As cliched as it sounds though, I am not my situation. Everyone has their own. Please don’t judge mine. Please learn about it. Ask me questions and let me answer before you come to conclusions. Let me be sweet to you and have fun with you. Let me cry freely and break down in your arms when I need to, trusting me enough to know that I am a bad-ass bitch and I’ve got this. I have plenty of crumpled-on-the-floor moments, but I will get up and re-adjust my armor with or without you.
I would just much prefer you let me know I am safe enough to take it all off when you’re around.

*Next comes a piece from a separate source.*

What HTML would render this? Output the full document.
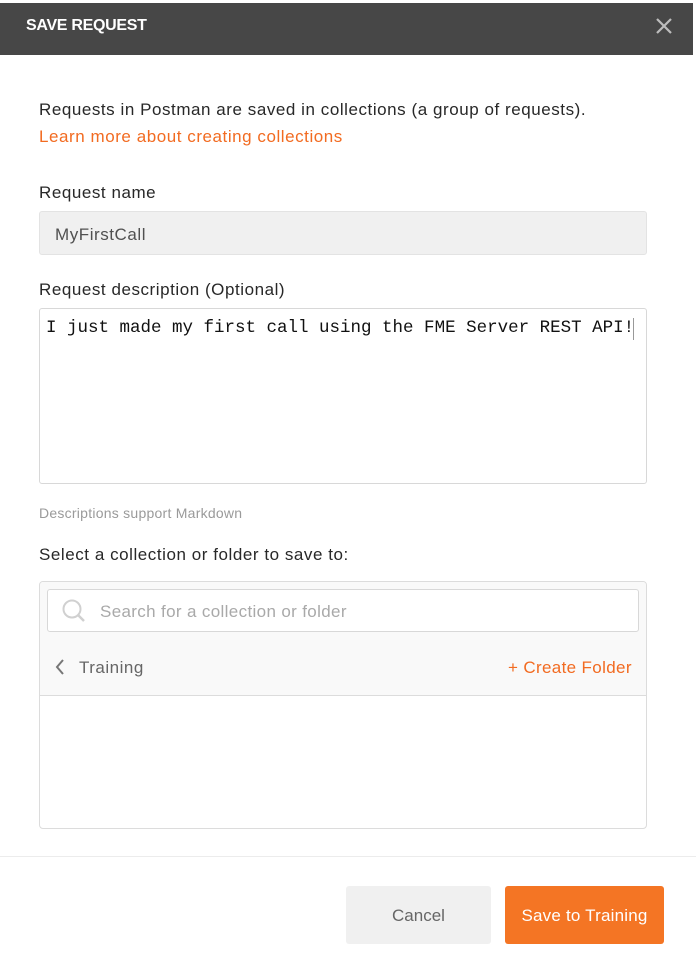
<!DOCTYPE html>
<html><head><style>
*{margin:0;padding:0;box-sizing:border-box}
body{width:696px;height:971px;background:#fff;font-family:"Liberation Sans",sans-serif;position:relative;overflow:hidden;color:#282828}
.abs{position:absolute;white-space:nowrap}
.t{font-size:17px;letter-spacing:0.55px}
.hdr{position:absolute;left:0;top:3px;width:693px;height:52px;background:#474747}
</style></head><body>
<div class="hdr"></div>
<div class="abs" style="left:26px;top:17px;color:#fff;font-size:16px;font-weight:bold;letter-spacing:-0.3px">SAVE REQUEST</div>
<svg class="abs" style="left:655px;top:17px" width="18" height="18"><path d="M2 2L16 16M16 2L2 16" stroke="#bdbdbd" stroke-width="2.2"/></svg>
<div class="abs t" style="left:39px;top:100px">Requests in Postman are saved in collections (a group of requests).</div>
<div class="abs t" style="left:39px;top:127px;color:#f26b21">Learn more about creating collections</div>
<div class="abs t" style="left:39px;top:183px">Request name</div>
<div class="abs" style="left:39px;top:211px;width:608px;height:44px;background:#f0f0f0;border:1px solid #e3e3e3;border-radius:3px"></div>
<div class="abs t" style="left:55px;top:225px;color:#505050">MyFirstCall</div>
<div class="abs t" style="left:39px;top:280px">Request description (Optional)</div>
<div class="abs" style="left:39px;top:308px;width:608px;height:176px;border:1px solid #d8d8d8;border-radius:3px"></div>
<div class="abs" style="left:46px;top:318px;font-family:'Liberation Mono',monospace;font-size:17.5px;color:#111">I just made my first call using the FME Server REST API!</div>
<div class="abs" style="left:633px;top:318px;width:1px;height:22px;background:#999"></div>
<div class="abs" style="left:39px;top:505px;font-size:14px;letter-spacing:0.25px;color:#9a9a9a">Descriptions support Markdown</div>
<div class="abs t" style="left:39px;top:545px">Select a collection or folder to save to:</div>
<div class="abs" style="left:39px;top:581px;width:608px;height:248px;border:1px solid #dcdcdc;border-radius:4px;overflow:hidden">
 <div style="height:114px;background:#f9f9f9;border-bottom:1px solid #dcdcdc"></div>
</div>
<div class="abs" style="left:47px;top:589px;width:592px;height:43px;background:#fff;border:1px solid #d8d8d8;border-radius:3px"></div>
<svg class="abs" style="left:61px;top:598px" width="26" height="26"><circle cx="11" cy="11" r="8.5" fill="none" stroke="#d0d0d0" stroke-width="2"/><path d="M17 17L23 23" stroke="#d0d0d0" stroke-width="2.5"/></svg>
<div class="abs" style="left:100px;top:602px;font-size:17px;letter-spacing:0.35px;color:#a9a9a9">Search for a collection or folder</div>
<svg class="abs" style="left:54px;top:658px" width="12" height="18"><path d="M9 2L3 9L9 16" fill="none" stroke="#777" stroke-width="2"/></svg>
<div class="abs" style="left:79px;top:658px;font-size:17px;letter-spacing:0.5px;color:#666">Training</div>
<div class="abs" style="left:508px;top:658px;font-size:17px;letter-spacing:0.35px;color:#f26b21">+ Create Folder</div>
<div class="abs" style="left:0;top:856px;width:696px;height:1px;background:#ececec"></div>
<div class="abs" style="left:346px;top:886px;width:145px;height:58px;background:#f0f0f0;border-radius:3px;font-size:17px;color:#666;text-align:center;line-height:60px">Cancel</div>
<div class="abs" style="left:505px;top:886px;width:159px;height:58px;background:#f47524;border-radius:3px;font-size:17px;letter-spacing:0.2px;color:#fff;text-align:center;line-height:60px">Save to Training</div>
</body></html>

This piece was originally published with the Good Men Project; republished with the kindest permission.
[image: via shutterstock]
About the Author
Arianna Jeret is a Mediator and CDC Certified Divorce Coach focused on lessening the trauma of divorce through strategic identification and prioritization of emotional and financial needs. She is passionate about sharing lessons learned from divorce to help others build more fulfilling lives grounded in strength and optimism. For more information or to contact her, visit www.ariannajeret.com and tune into her podcast, The Greater Dater.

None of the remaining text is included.